O PSD empenhou-se ontem na imortalidade da máxima de Lampedusa (“É preciso mudar alguma coisa para que tudo continue na mesma”). Contrariando as expectativas que o próprio partido tinha criado, abriu as portas à aprovação do decreto do Governo que prevê a eleição indirecta dos presidentes das comissões de Coordenação e Desenvolvimento Regional (CCDR). Já tínhamos percebido que anda no ar um clima de enlevo entre o PSD e o Governo em matérias como a gestão da crise da covid-19 ou do orçamento suplementar. Com o golpe de rins do PSD na data da eleição indirecta das CCDR, exigindo para aprovar a intenção do Governo o simples adiamento de um mês, fica-se com a ideia de um namoro – porque uma coisa é manter a unidade política para garantir a difícil travessia da crise; outra é servir de muleta do Governo em decisões relacionadas com a organização e gestão territorial do país.

Seria entendível que o PSD estivesse de acordo com a primeira eleição indirecta de líderes das CCDR um ano antes das autárquicas, se o tivesse dito claramente desde o início. Pelo contrário, o partido de Rui Rio criticou com pertinência o facto de as eleições previstas para Setembro serem decididas por um colégio eleitoral prestes a entrar na sua recta final de mandato. E, agindo em consequência, pediu a apreciação parlamentar do diploma. Não para o chumbar, como pretendem os outros partidos, mas para o expurgar deste vício de forma. Afinal, nem uma coisa, nem outra. Em vez de Setembro, o PSD quer eleições em Outubro. Ou, por outras palavras, pôs-se a jeito para viabilizar as propostas do Governo – a menos que venha aí outra grande surpresa.

Se o problema desta decisão fosse apenas a cambalhota, daí não viria grande mal ao mundo. Mas não é. A proposta do Governo corresponde à morte assistida da regionalização consagrada constitucionalmente – porque a expurga da sua legitimidade democrática; porque mantém as comissões presas à órbita do governo, que terá até o poder de demitir o seu presidente. E porque transforma organismos de planeamento e gestão regional em extensões dos legítimos microinteresses das autarquias.

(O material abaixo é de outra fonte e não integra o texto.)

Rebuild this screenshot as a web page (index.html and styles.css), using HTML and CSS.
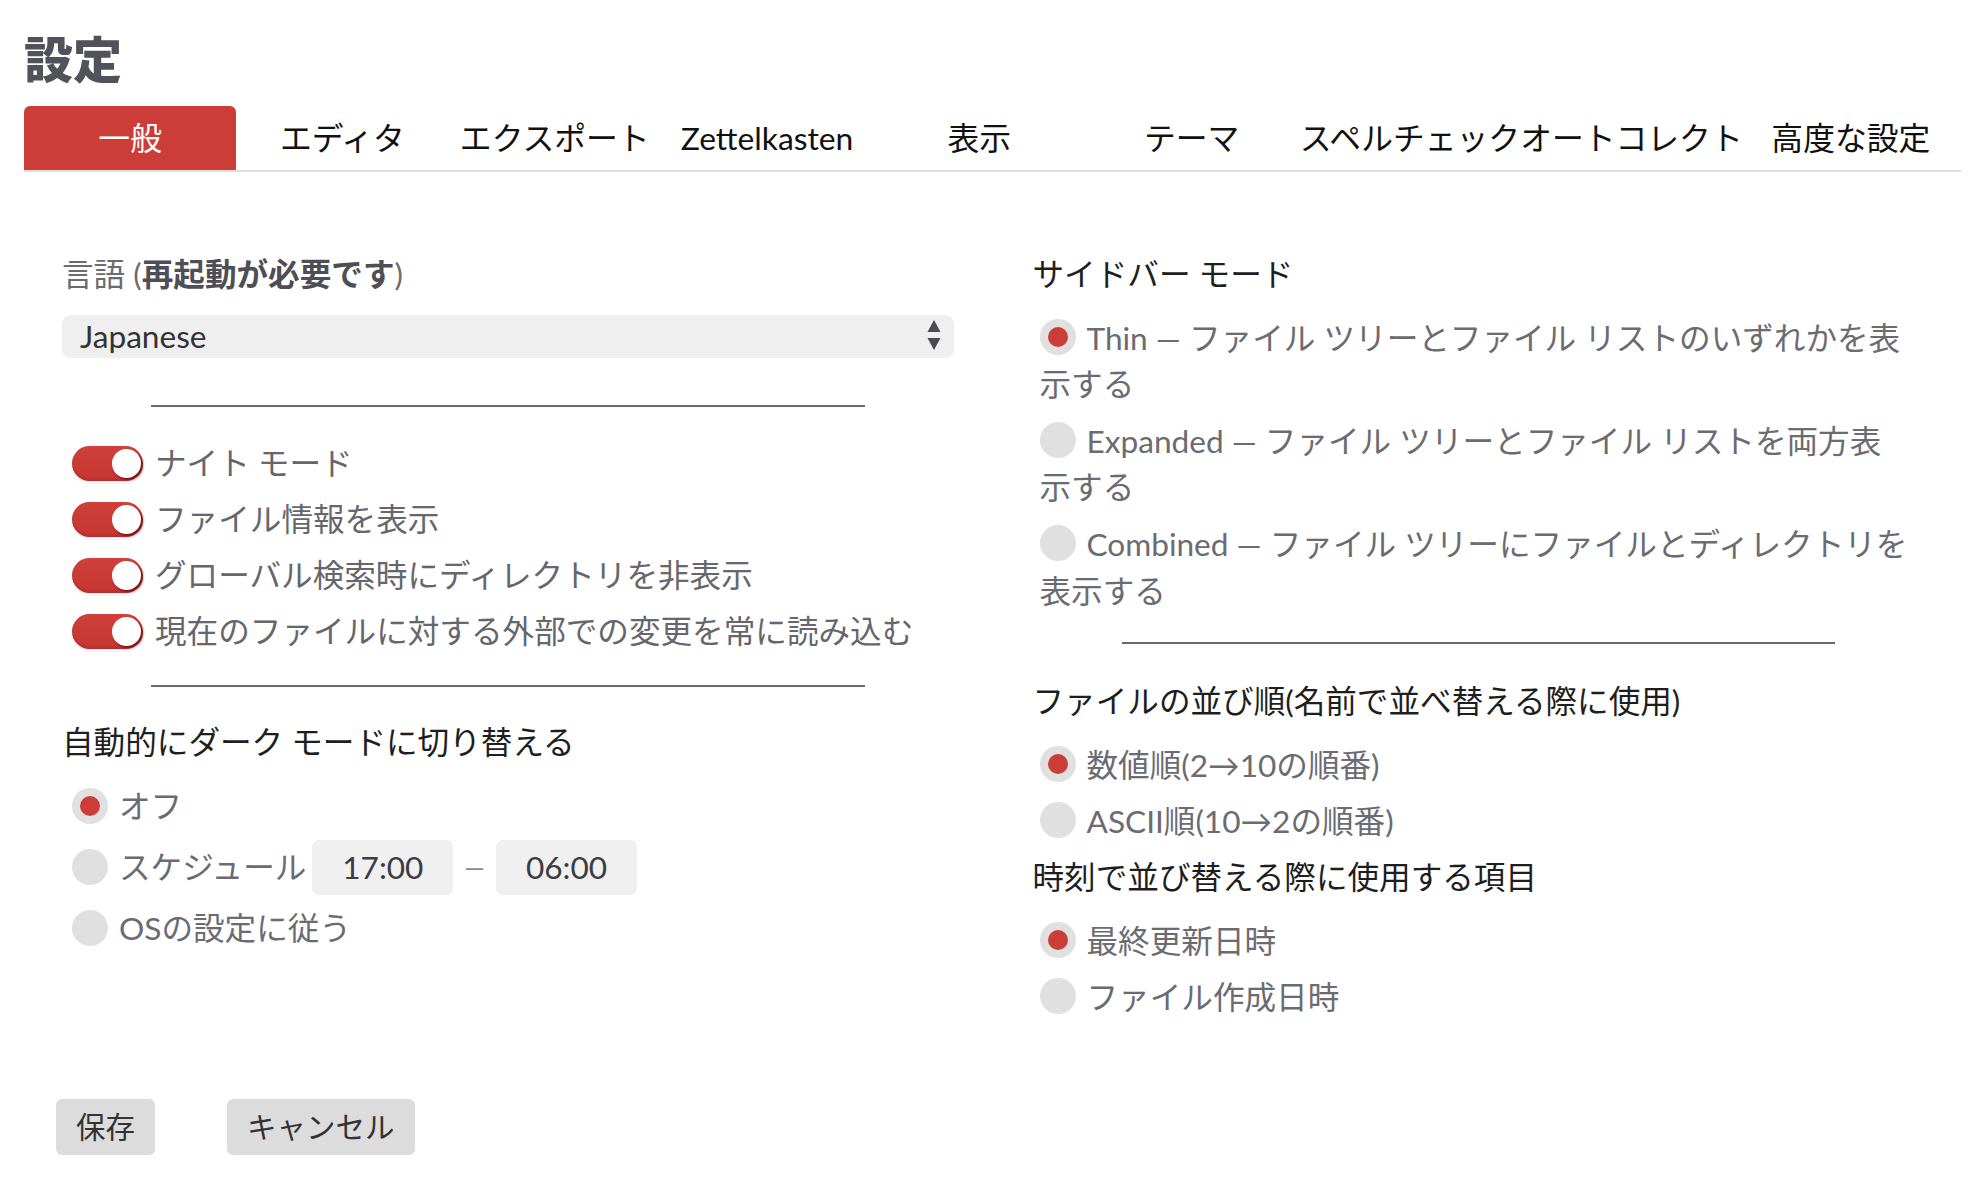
FILE: index.html
```html
<!DOCTYPE html>
<html lang="ja">
<head>
<meta charset="utf-8">
<title>設定</title>
<link rel="stylesheet" href="styles.css">
</head>
<body>
<div class="page">
  <h1 class="title">設定</h1>
  <nav class="tabs">
    <div class="tab active">一般</div>
    <div class="tab">エディタ</div>
    <div class="tab">エクスポート</div>
    <div class="tab">Zettelkasten</div>
    <div class="tab">表示</div>
    <div class="tab">テーマ</div>
    <div class="tab tab-long">スペルチェックオートコレクト</div>
    <div class="tab">高度な設定</div>
  </nav>

  <main class="content">
    <section class="col">
      <div class="label">言語 (<b>再起動が必要です</b>)</div>
      <div class="select">
        <span class="select-value">Japanese</span>
        <svg class="select-arrows" width="14" height="32" viewBox="0 0 14 32">
          <polygon points="7,0 13.5,12 0.5,12" fill="#4a4a50"/>
          <polygon points="0.5,18 13.5,18 7,30" fill="#4a4a50"/>
        </svg>
      </div>
      <hr class="rule">
      <ul class="toggles">
        <li class="toggle-row"><span class="switch"><span class="knob"></span></span><span>ナイト モード</span></li>
        <li class="toggle-row"><span class="switch"><span class="knob"></span></span><span>ファイル情報を表示</span></li>
        <li class="toggle-row"><span class="switch"><span class="knob"></span></span><span>グローバル検索時にディレクトリを非表示</span></li>
        <li class="toggle-row"><span class="switch"><span class="knob"></span></span><span>現在のファイルに対する外部での変更を常に読み込む</span></li>
      </ul>
      <hr class="rule rule-after-toggles">
      <div class="heading heading-dark">自動的にダーク モードに切り替える</div>
      <div class="radios">
        <div class="radio-row"><span class="ring on"><span class="dot"></span></span><span>オフ</span></div>
        <div class="radio-row"><span class="ring"></span><span>スケジュール</span>
          <span class="time">17:00</span><span class="time-dash">—</span><span class="time">06:00</span>
        </div>
        <div class="radio-row"><span class="ring"></span><span>OSの設定に従う</span></div>
      </div>
    </section>

    <section class="col">
      <div class="heading">サイドバー モード</div>
      <div class="radios">
        <div class="radio-item"><span class="ring on"><span class="dot"></span></span>Thin — ファイル ツリーとファイル リストのいずれかを表<br>示する</div>
        <div class="radio-item"><span class="ring"></span>Expanded — ファイル ツリーとファイル リストを両方表<br>示する</div>
        <div class="radio-item"><span class="ring"></span>Combined — ファイル ツリーにファイルとディレクトリを<br>表示する</div>
      </div>
      <hr class="rule rule-right">
      <div class="heading heading-sort">ファイルの並び順(名前で並べ替える際に使用)</div>
      <div class="radios">
        <div class="radio-item"><span class="ring on"><span class="dot"></span></span>数値順(2→10の順番)</div>
        <div class="radio-item"><span class="ring"></span>ASCII順(10→2の順番)</div>
      </div>
      <div class="heading heading-next">時刻で並び替える際に使用する項目</div>
      <div class="radios">
        <div class="radio-item"><span class="ring on"><span class="dot"></span></span>最終更新日時</div>
        <div class="radio-item"><span class="ring"></span>ファイル作成日時</div>
      </div>
    </section>
  </main>

  <div class="buttons">
    <button class="btn">保存</button>
    <button class="btn">キャンセル</button>
  </div>
</div>
</body>
</html>
```

FILE: styles.css
```css
html, body {
  margin: 0;
  background: #ffffff;
}

body {
  font-family: Lato, "Noto Sans CJK JP", sans-serif;
  font-size: 31.6px;
  color: #1e1e1e;
}

.page {
  padding: 0 13px 0 24px;
}

.title {
  margin: 0;
  box-sizing: border-box;
  height: 106px;
  padding-top: 29px;
  font-size: 49px;
  line-height: 60px;
  font-weight: 900;
  color: #51525a;
}

.tabs {
  display: flex;
  border-bottom: 2px solid #dddddd;
}

.tab {
  flex-shrink: 0;
  box-sizing: border-box;
  min-width: 212.3px;
  padding: 0 5px;
  height: 64px;
  line-height: 64px;
  text-align: center;
  font-size: 31.8px;
  color: #111111;
  white-space: nowrap;
}

.tab-long {
  padding: 0 2px;
}

.tab.active {
  background: #cc3d38;
  color: #ffffff;
  border-radius: 6px 6px 0 0;
}

.content {
  display: grid;
  grid-template-columns: 892px 892px;
  column-gap: 78.5px;
  padding: 79px 0 0 38px;
  line-height: 46.6px;
}

.label {
  color: #6b6b70;
}

.label b {
  font-weight: 700;
  color: #4e4e56;
}

.select {
  margin-top: 17px;
  height: 43px;
  box-sizing: border-box;
  background: #efefef;
  border-radius: 9px;
  display: flex;
  align-items: center;
  justify-content: space-between;
  padding: 0 13px 0 18px;
}

.select-value {
  color: #333333;
}

.select-arrows {
  display: block;
}

.rule {
  width: 80%;
  margin: 47px auto 0;
  border: 0;
  border-top: 2px solid #6a6a6e;
  height: 0;
}

.rule-after-toggles {
  margin-top: 25px;
}

.rule-right {
  margin-top: 28px;
}

.toggles {
  list-style: none;
  margin: 29px 0 0;
  padding: 0;
}

.toggle-row {
  display: flex;
  align-items: center;
  height: 56px;
  padding-left: 10px;
  color: #66666c;
  white-space: nowrap;
}

.switch {
  flex-shrink: 0;
  box-sizing: border-box;
  width: 71px;
  height: 35px;
  border-radius: 18px;
  background: linear-gradient(180deg, #cf403b 0%, #c53632 100%);
  box-shadow: inset 0 -2px 3px rgba(0, 0, 0, 0.12), 0 2px 3px rgba(0, 0, 0, 0.08);
  display: flex;
  align-items: center;
  justify-content: flex-end;
  padding-right: 2px;
  margin-right: 12px;
}

.knob {
  width: 29px;
  height: 29px;
  border-radius: 50%;
  background: #ffffff;
  box-shadow: 2px 2px 2px rgba(110, 10, 10, 0.8);
}

.heading {
  color: #1e1e1e;
}

.heading-dark {
  margin-top: 32px;
}

.heading-sort {
  margin-top: 34px;
}

.heading-next {
  margin-top: 9px;
}

.radios {
  display: flex;
  flex-direction: column;
  gap: 10px;
  margin-top: 17px;
}

.col:first-child .radios {
  margin-top: 18px;
}

.radio-row {
  display: flex;
  align-items: center;
  min-height: 46px;
  padding-left: 10px;
  color: #6b6b72;
  white-space: nowrap;
}

.radio-item {
  padding: 0 0 0 7px;
  color: #6b6b72;
}

.ring {
  display: inline-block;
  box-sizing: border-box;
  width: 36px;
  height: 36px;
  border-radius: 50%;
  background: #e0e0e0;
  flex-shrink: 0;
  margin-right: 11px;
  vertical-align: -5px;
}

.dot {
  display: block;
  width: 20px;
  height: 20px;
  margin: 8px auto 0;
  border-radius: 50%;
  background: #cc3d38;
}

.time {
  box-sizing: border-box;
  width: 141px;
  height: 55px;
  margin-left: 6px;
  background: #f0f0f0;
  border-radius: 7px;
  display: flex;
  align-items: center;
  justify-content: center;
  color: #3c3c42;
}

.time-dash {
  margin: 0 11px;
  font-size: 26px;
  color: #8a8a8a;
}

.time-dash + .time {
  margin-left: 0;
}

.buttons {
  display: flex;
  gap: 72px;
  padding-left: 32px;
  margin-top: 78px;
}

.btn {
  height: 56px;
  padding: 0 20px;
  border: 0;
  border-radius: 6px;
  background: #dcdcdc;
  color: #333333;
  font-family: Lato, "Noto Sans CJK JP", sans-serif;
  font-size: 29.5px;
  line-height: 56px;
}
```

Viabilizando a proposta, o PSD, que juntamente com o PCP é o campeão da defesa das regiões administrativas, troca uma reforma crucial para a criação de um Estado moderno (nunca é de mais repeti-lo: somos o Estado mais centralizado da Europa) por um sucedâneo mal-amanhado. O PSD e o PS, que aprovaram uma comissão independente para estudar a questão que concluiu pela necessidade urgente da regionalização, juntam-se agora para a enterrar por muitos anos.